Gershon says his own love for the theatre began at a very early age. “I had a mother who dragged me along to see High Button Shoes, and in 1949 I saw Mary Martin and Ezio Pinza do South Pacific at the Majestic Theatre.”  He originally studied to be a pianist, but after graduating from law school in 1964 he began to practice entertainment law.  An avid theatregoer in the mid-sixties, Gershon recalls being introduced to the downtown avant-garde experimental theatre world by young dramatist Tom Eyen, future lyricist/bookwriter of Dreamgirls, who he later represented.  There he witnessed the New York professional of Bette Midler, another future client. 

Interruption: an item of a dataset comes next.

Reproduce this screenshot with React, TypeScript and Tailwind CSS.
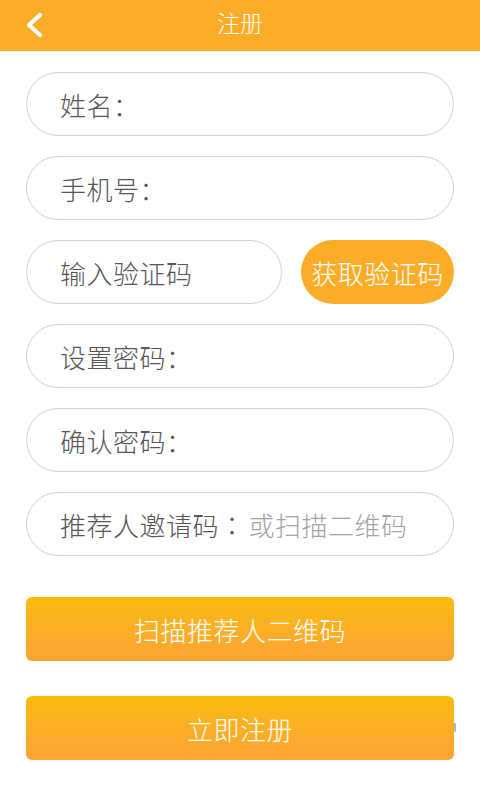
import React from "react";

const font = { fontFamily: '"Noto Sans CJK SC", "Noto Sans", sans-serif' };
const tc = { fontFamily: '"Noto Sans CJK TC", "Noto Sans", sans-serif' };

function Field({ children }: { children: React.ReactNode }) {
  return (
    <div className="h-[64px] w-full rounded-full border border-[#d0d0d0] bg-white flex items-center pl-[33px] text-[26px] font-light tracking-[0.5px] text-[#555555] whitespace-nowrap">
      {children}
    </div>
  );
}

export default function App() {
  return (
    <div className="w-[480px] h-[800px] bg-white relative overflow-hidden" style={font}>
      <div className="h-[51px] bg-[#fbad29] flex items-center relative">
        <svg className="absolute left-[23px] top-[11px]" width="22" height="28" viewBox="0 0 22 28">
          <polyline points="17,4 6,14 17,24" fill="none" stroke="white" strokeWidth="4.2" strokeLinecap="round" strokeLinejoin="round" />
        </svg>
        <div className="flex-1 text-center text-white text-[23px] font-light leading-none pb-[6px]">注册</div>
      </div>
      <div className="px-[26px] pt-[21px] flex flex-col gap-[20px]">
        <Field>姓名：</Field>
        <Field>手机号：</Field>
        <div className="flex gap-[19px]">
          <div className="h-[64px] w-[256px] rounded-full border border-[#d0d0d0] flex items-center pl-[33px] text-[26px] font-light tracking-[0.5px] text-[#555555] whitespace-nowrap">
            输入验证码
          </div>
          <div className="h-[64px] flex-1 rounded-full bg-[#fbad29] flex items-center justify-center text-white text-[26px] font-light tracking-[0.5px] whitespace-nowrap">
            获取验证码
          </div>
        </div>
        <Field>设置密码：</Field>
        <Field>确认密码：</Field>
        <Field>
          <span>推荐人邀请码</span>
          <span style={tc}>：</span>
          <span className="ml-[3px] text-[#a3a3a3]">或扫描二维码</span>
        </Field>
      </div>
      <div className="px-[26px] mt-[41px] flex flex-col gap-[35px]">
        <div className="h-[64px] rounded-[6px] bg-gradient-to-b from-[#f9bb06] to-[#fda334] flex items-center justify-center text-white text-[26px] font-light tracking-[0.5px]">
          扫描推荐人二维码
        </div>
        <div className="relative h-[64px] rounded-[6px] bg-gradient-to-b from-[#f9bb06] to-[#fda334] flex items-center justify-center text-white text-[26px] font-light tracking-[0.5px]">
          立即注册
          <div className="absolute right-[-2px] top-[27px] w-[2px] h-[9px] bg-[#8fc3e0] rounded-full" />
        </div>
      </div>
    </div>
  );
}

Gershon became more focused on the music industry when he joined The Robert Stigwood Group as counsel in 1971.  During the next decade he was associated with, among other hits, the original Jesus Christ Superstar, the television series All in the Family and Sanford and Son, and the movie Tommy. Then in 1982 he decided to retire so he and his wife could live “a reclusive life” on a horse-farm in Connecticut. “I was burned out,” he explains, “and the truth is I made a great deal of money.  It was a heady experience.”  He is referring to the Stigwood Organization’s record-breaking sales of the motion-picture soundtracks of Saturday Night Fever and Grease. Gershon also wrote a roman à clef about his experience in the music industry titled Sweetie, Baby, Cookie, Honey.  “Everything in the book is true except I changed the names to protect the guilty and protect my kneecaps from being broken,” he reports.  “It is truly trash, because I wanted it to be accessible.”

A Return to Theatre

Needless to say, Gershon’s retirement didn’t last. First, impresario Alan Carr asked him to help with putting together the financing for a property for which he was having trouble getting investors.  Gershon says he was able to round up the money in three weeks to get that show, the 1984 Tony Award-winning Best Musical La Cage aux Folles, on the boards. “I got totally enmeshed in watching this show come to life.  It got my adrenaline going again.”   Before the end of the decade Gershon was back in entertainment business full-time; he became the Chairman and CEO of Music Theatre International, which licenses the rights to musicals and provides resources for their productions to over 70,000 theatrical organizations in the U.S and in over 60 countries around the world.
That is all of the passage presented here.